Rabbi Avraham Soetendorp from The Hague was also present. While the connections between his synagogue (known as the Snoga), built by Dutch court architect Daniel Marot and dedicated in 1726, and the Curacao Snoa still need to be fully explored, history and change unite the two communities. But as Soetendorp remarked to the assembled celebrants, the continuity of The Hague synagogue was broken by the Holocaust when its Sephardic congregation was destroyed. The celebration of Curacao continuity, coming a day after Yom HaShoah, emphasized the divergent fates of the two congregations of Sephardic Jews. After the Holocaust, The Hague’s synagogue building was heavily damaged in a fire, but it has been fully restored and now serves in The Hague as a Liberal congregation of more than 300 families.
Today, Mikvé Israel-Emanuel is presided over by Hazzan Avery Tracht, a big-voiced cantor whose baritone voice fills the Snoa. Tracht is the latest in a line of American rabbis and cantors who have led Mikvé Israel, but he previously was cantor at the Liberal synagogue in Amsterdam, and his Dutch serves him well in his new home. But it is surprising — at least to this American — to hear the Mikvé Israel community speaking not in Dutch or Portuguese but in Papiamento, the native language of Curacao, which is the first language for most — Jews included — who are born and raised there. For this week, Tracht was joined by Cantors Faith Steinsnyder and David Perper who accompanied him in the service (Perper counted the omer with a beautiful Ashkenazic chant), and in a cantorial concert Wednesday night. The classically trained voices of the cantors resonated in the Snoa, and must have stirred even the most secular heart. Just as the striking architecture was a reminder of an earlier day, the music was refreshingly old-fashioned. No guitars.

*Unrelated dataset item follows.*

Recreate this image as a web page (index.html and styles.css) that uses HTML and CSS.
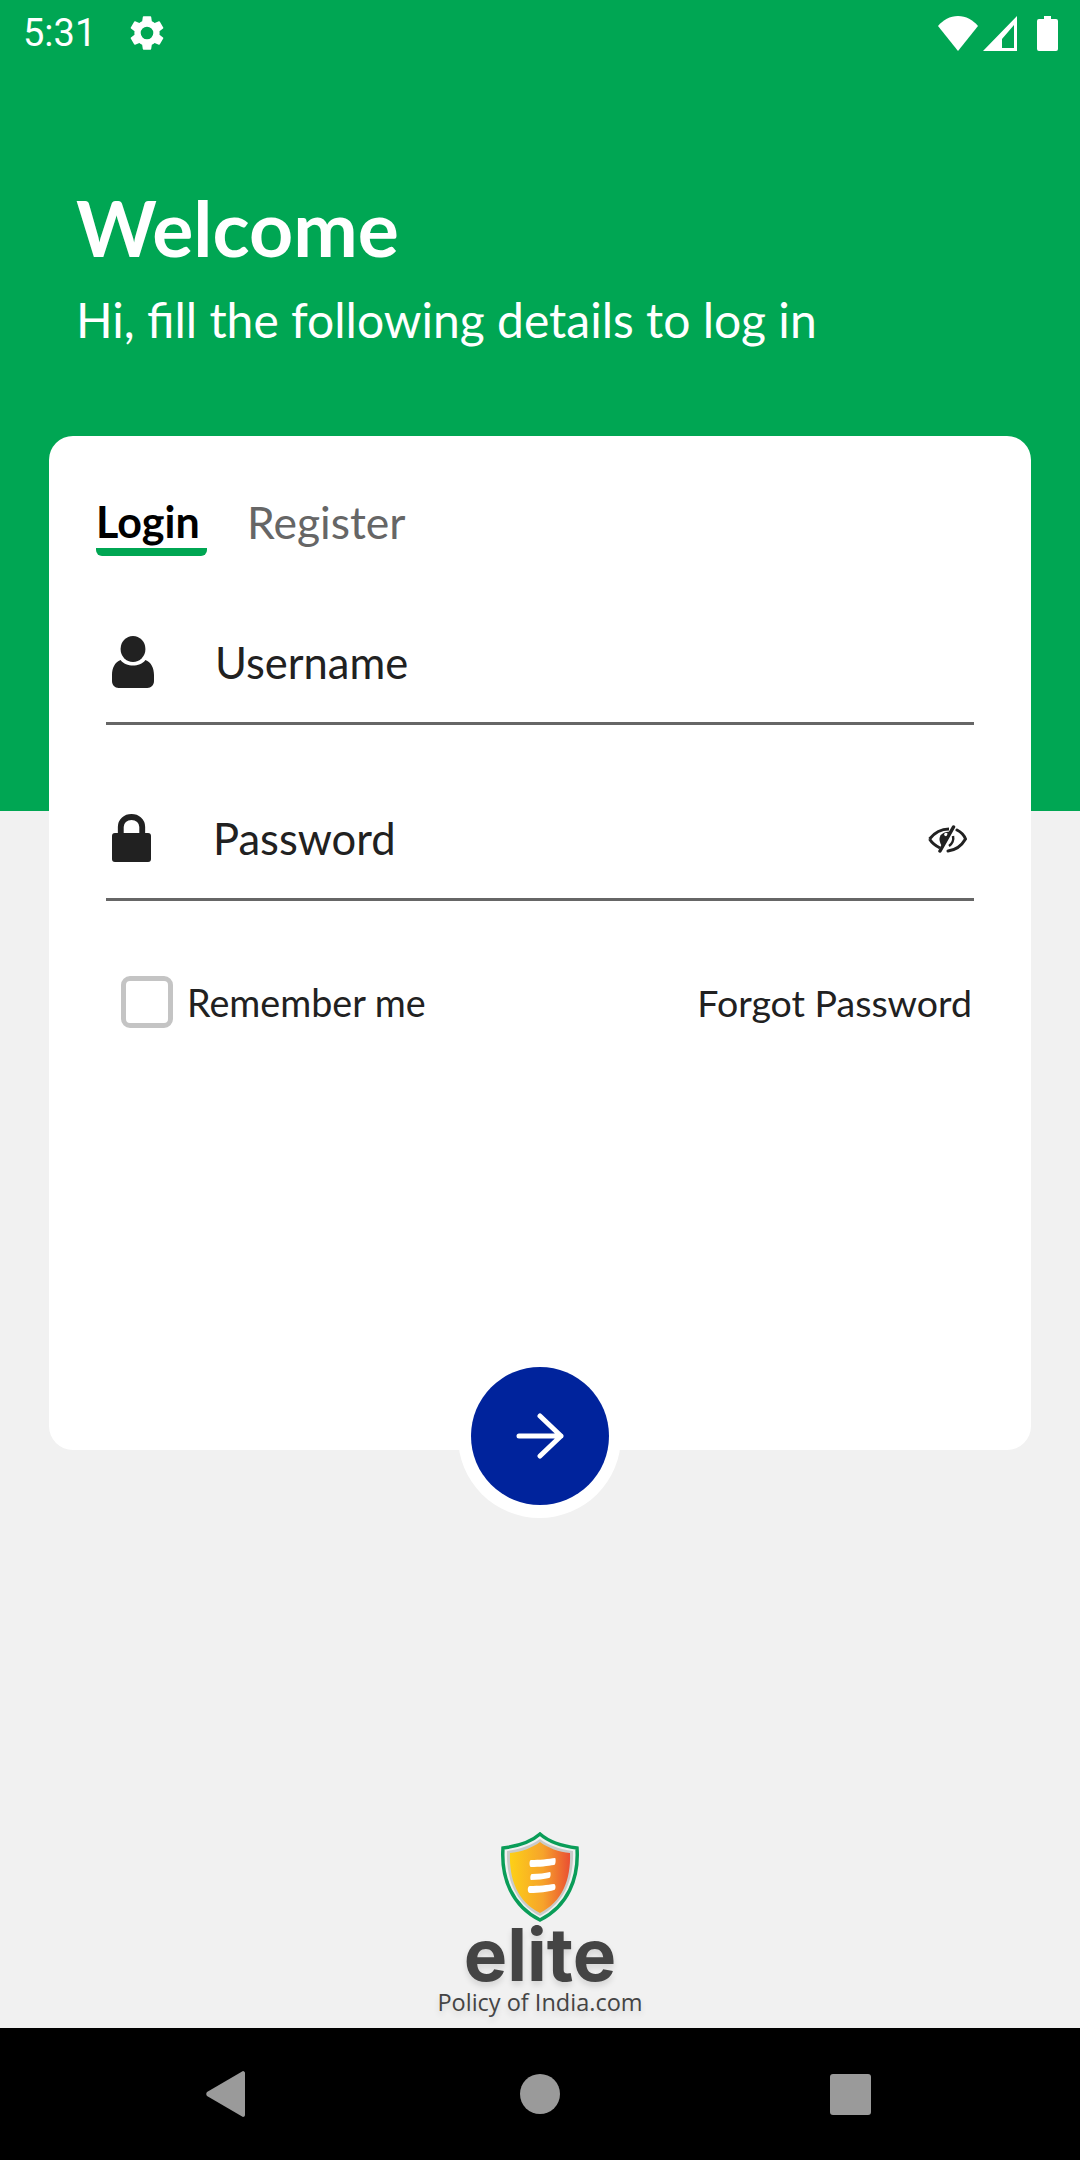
FILE: index.html
```html
<!DOCTYPE html>
<html>
<head>
<title>Login</title>
<link rel="stylesheet" href="styles.css">
</head>
<body>
<div class="screen">

  <div class="hero">
    <div class="statusBar">
      <span class="time">5:31</span>
      <svg class="gear" viewBox="0 0 24 24"><path fill="#fff" d="M19.14 12.94c.04-.3.06-.61.06-.94s-.02-.64-.07-.94l2.03-1.58a.49.49 0 0 0 .12-.61l-1.92-3.32a.49.49 0 0 0-.59-.22l-2.39.96c-.5-.38-1.03-.7-1.62-.94l-.36-2.54a.48.48 0 0 0-.48-.41h-3.84a.47.47 0 0 0-.47.41l-.36 2.54c-.59.24-1.13.57-1.62.94l-2.39-.96a.48.48 0 0 0-.59.22L2.74 8.87a.47.47 0 0 0 .12.61l2.03 1.58c-.05.3-.09.63-.09.94s.02.64.07.94l-2.03 1.58a.49.49 0 0 0-.12.61l1.92 3.32c.12.22.37.29.59.22l2.39-.96c.5.38 1.03.7 1.62.94l.36 2.54c.05.24.24.41.48.41h3.84c.24 0 .44-.17.47-.41l.36-2.54c.59-.24 1.13-.56 1.62-.94l2.39.96c.22.08.47 0 .59-.22l1.92-3.32a.46.46 0 0 0-.12-.61l-2.01-1.58zM12 15.6A3.6 3.6 0 1 1 12 8.4a3.6 3.6 0 0 1 0 7.2z"/></svg>
      <div class="statusRight">
        <svg class="wifi" viewBox="0 0 40 35"><path fill="#fff" d="M20 35 0 10C5 4 12 0 20 0s15 4 20 10z"/></svg>
        <svg class="signal" viewBox="0 0 34 35"><path fill="#fff" fill-rule="evenodd" d="M34 0v35H0zM31 9 19 23v9h12z"/></svg>
        <svg class="battery" viewBox="0 0 21 35"><path fill="#fff" d="M7 0h7v3h5q2 0 2 2v28q0 2-2 2H2q-2 0-2-2V5q0-2 2-2h5z"/></svg>
      </div>
    </div>
    <h1 class="welcome">Welcome</h1>
    <p class="subtitle">Hi, fill the following details to log in</p>
  </div>

  <div class="card">
    <div class="tabs">
      <div class="tab active">Login</div>
      <div class="tab">Register</div>
    </div>

    <div class="field userField">
      <svg class="fieldIcon personIcon" width="42" height="52" viewBox="0 0 44 52" preserveAspectRatio="none"><circle cx="22" cy="13" r="13" fill="#212121"/><path fill="#212121" d="M9 24c3 4 8 5.500 13 5.500S32 28 35 24c6 2 9 8 9 15v6c0 4-3 7-7 7H7c-4 0-7-3-7-7v-6c0-7 3-13 9-15z"/></svg>
      <span class="fieldText userText">Username</span>
    </div>

    <div class="field passField">
      <svg class="fieldIcon lockIcon" width="39" height="48" viewBox="0 0 40 48" preserveAspectRatio="none"><path fill="none" stroke="#212121" stroke-width="6" d="M9 22V13c0-6 5-10 11-10s11 4 11 10v9"/><rect x="0" y="19" width="40" height="29" rx="3" fill="#212121"/></svg>
      <span class="fieldText passText">Password</span>
      <svg class="eye" width="39" height="28" viewBox="0 0 39 28">
        <path fill="none" stroke="#212121" stroke-width="3" d="M1.500 14C7 7 13 4 21 4M1.500 14C4 18 8 21 12 23"/>
        <path fill="#212121" d="M22 7C16 6 11 10 11.500 15 12 18 13 20 14 21z"/>
        <circle cx="18" cy="9.500" r="1.800" fill="#fff"/>
        <path fill="none" stroke="#212121" stroke-width="3" stroke-linecap="round" d="M29 5c4 2 7 5 8.500 9C34 20 28 25 20 26"/>
        <path fill="none" stroke="#212121" stroke-width="2.500" d="M25 11c1 4-1 8-4 10"/>
        <path stroke="#212121" stroke-width="3.500" stroke-linecap="round" d="M25.500 2 12 26"/>
      </svg>
    </div>

    <div class="options">
      <div class="remember">
        <div class="checkbox"></div>
        <span>Remember me</span>
      </div>
      <span class="forgot">Forgot Password</span>
    </div>

    <div class="goRing">
      <div class="goButton">
        <svg width="48" height="46" viewBox="0 0 48 46"><path fill="none" stroke="#fff" stroke-width="5" stroke-linecap="round" stroke-linejoin="round" d="M3 23h42M24 3l21 20-21 20"/></svg>
      </div>
    </div>
  </div>

  <div class="brand">
    <svg class="shield" width="78" height="90" viewBox="0 0 78 90">
      <defs>
        <linearGradient id="shieldFill" x1="0" x2="1" y1="0" y2="0">
          <stop offset="0" stop-color="#fdd017"/>
          <stop offset="0.55" stop-color="#f6a32b"/>
          <stop offset="1" stop-color="#ea4f32"/>
        </linearGradient>
      </defs>
      <path fill="#f1f1f1" stroke="#0a9d58" stroke-width="3.500" d="M39 2c9 8 21 12 37 14 2 30-9 58-37 72C11 74 0 46 2 16 18 14 30 10 39 2z"/>
      <path fill="#c9cbc9" d="M39 7c8 6 19 10 33 12 1 27-8 52-33 65C14 71 5 46 6 19 20 17 31 13 39 7z"/>
      <path fill="url(#shieldFill)" d="M39 10c8 6 19 10 30 11 1 27-8 49-30 60C17 70 8 48 9 21 20 20 31 16 39 10z"/>
      <path fill="#fff" d="M30 28c8 0 18-1 24-2 1 0 1 7-1 7-6 1-15 2-23 2-2 0-2-7 0-7zM31 42c7 0 13-1 18-2 1 0 1 6-1 6-5 1-12 2-18 2-1 0-1-6 1-6zM29 54c8 0 18-1 24-2 2 0 2 6 0 6-6 2-15 3-24 3-3 0-3-7 0-7z"/>
    </svg>
    <div class="brandName">elite</div>
    <div class="brandSub">Policy of India.com</div>
  </div>

  <div class="navBar">
    <svg width="39" height="46" viewBox="0 0 39 46"><path fill="#9a9a9a" d="M37 0c1 0 2 1 2 2v42c0 1-1 2-2 2L1 25c-1-1-1-3 0-4z"/></svg>
    <div class="navHome"></div>
    <div class="navRecent"></div>
  </div>

</div>
</body>
</html>
```

FILE: styles.css
```css
* {
    box-sizing: border-box;
}
body {
    margin: 0;
    background-color: #f1f1f1;
    font-family: 'Lato', sans-serif;
}
.screen {
    width: 1080px;
    height: 2160px;
    display: flex;
    flex-direction: column;
    overflow: hidden;
}
.hero {
    height: 811px;
    flex-shrink: 0;
    background-color: #00a653;
    color: white;
    padding: 0 0 0 76px;
}
.statusBar {
    height: 66px;
    margin-left: -76px;
    padding: 0 22px 0 23px;
    display: flex;
    align-items: center;
}
.time {
    font-family: 'Roboto', sans-serif;
    font-size: 38px;
    width: 103px;
}
.gear {
    width: 42px;
    height: 42px;
}
.statusRight {
    margin-left: auto;
    display: flex;
    align-items: center;
    gap: 5px;
}
.wifi {
    width: 40px;
    height: 35px;
}
.signal {
    width: 34px;
    height: 35px;
}
.battery {
    width: 21px;
    height: 35px;
    margin-left: 15px;
}
.welcome {
    margin: 115px 0 0 0;
    font-size: 77px;
    line-height: 92px;
    font-weight: 700;
}
.subtitle {
    margin: 18px 0 0 0;
    font-size: 48px;
    line-height: 58px;
}
.card {
    position: relative;
    flex-shrink: 0;
    width: 982px;
    height: 1014px;
    margin: -375px 0 0 49px;
    padding: 0 57px;
    background-color: #fff;
    border-radius: 24px;
}
.tabs {
    display: flex;
    gap: 40px;
    margin-left: -10px;
    height: 120px;
}
.tab {
    height: 120px;
    padding: 59px 8px 0 0;
    font-size: 44.5px;
    line-height: 54px;
    color: #666;
}
.tab.active {
    width: 111px;
    padding-left: 0;
    padding-right: 0;
    font-size: 43px;
    color: #000;
    font-weight: 700;
    background: linear-gradient(#00a653, #00a653) no-repeat 0 112px / 111px 8px;
    border-radius: 0 0 6px 6px;
}
.field {
    display: flex;
    align-items: center;
    border-bottom: 3px solid #666;
}
.userField {
    height: 169px;
    padding: 46px 0 0 6px;
}
.passField {
    height: 176px;
    padding: 53px 7px 0 6px;
}
.fieldText {
    font-size: 43.5px;
    color: #212121;
}
.userText {
    margin-left: 61px;
}
.passText {
    margin-left: 62px;
}
.eye {
    margin-left: auto;
    margin-top: 2px;
}
.options {
    display: flex;
    justify-content: space-between;
    align-items: center;
    margin-top: 75px;
    padding-left: 15px;
    font-size: 37.7px;
    color: #212121;
}
.remember {
    display: flex;
    align-items: center;
    gap: 14px;
}
.checkbox {
    width: 52px;
    height: 52px;
    border: 5px solid #c4c4c4;
    border-radius: 9px;
}
.forgot {
    margin-right: 2px;
    font-size: 37.5px;
}
.goRing {
    position: absolute;
    left: 409px;
    top: 919px;
    width: 163px;
    height: 163px;
    padding: 12px 12.5px;
    display: flex;
    background-color: #fff;
    border-radius: 50%;
}
.goButton {
    width: 138px;
    height: 138px;
    display: flex;
    align-items: center;
    justify-content: center;
    background-color: #00239c;
    border-radius: 50%;
}
.brand {
    margin-top: auto;
    height: 196px;
    display: flex;
    flex-direction: column;
    align-items: center;
    text-shadow: 0 4px 6px rgba(0,0,0,0.12);
}
.brandName {
    margin-top: 2px;
    font-family: 'Inter', sans-serif;
    font-size: 73px;
    font-weight: 700;
    line-height: 62px;
    color: #444;
}
.brandSub {
    margin-top: 0;
    font-family: 'Open Sans', sans-serif;
    font-size: 23.5px;
    font-weight: 500;
    line-height: 32px;
    color: #444;
}
.navBar {
    height: 132px;
    flex-shrink: 0;
    background-color: #000;
    display: flex;
    align-items: center;
    padding-left: 206px;
}
.navHome {
    width: 40px;
    height: 40px;
    margin-left: 275px;
    border-radius: 50%;
    background-color: #9a9a9a;
}
.navRecent {
    width: 41px;
    height: 41px;
    margin-left: 270px;
    border-radius: 3px;
    background-color: #9a9a9a;
}
```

For the concert, however, half the program was dedicated to secular music of a type probably never heard before within the Snoa walls. Yiddish music and Broadway tunes by Irving Berlin and the Gershwins delighted the audience, including a long selection by Steinsnyder and Perper from Harvey Schmidt’s “The Fantasticks.” The showstopper, however, was surely Tract’s performance of Sholom Secunda’s “Chazzonim oif Probe” (“Cantors at an Audition”), in which he skewered three types of cantorial performance. While on the one hand, it was shocking to see cantors’ prayers parodied right there in the Snoa (as opposed to in a Second Avenue theater of yore), in the end it was absolutely satisfying to see and hear them performed by the Snoa’s own cantor, especially when one remembered that he himself must have auditioned for the committee for his own Curacao job. At the session on architecture on the final day of the celebration, Jael Cahan, director of the Jewish Historical Museum in Amsterdam, would describe the theatrical character of Amsterdam’s Esnoga, and his conjecture that it did serve in many ways as a community theater. In the spirit of Secunda, who wrote comical, sentimental and serious music for synagogue and theater, the three cantors demonstrated with great spirit and voice that they, too, could effectively mix styles and genres. For the Snoa and its community, past and present merged in song.
Samuel D. Gruber is the author of “American Synagogues: A Century of Architecture and Jewish Community” (Rizzoli, 2003).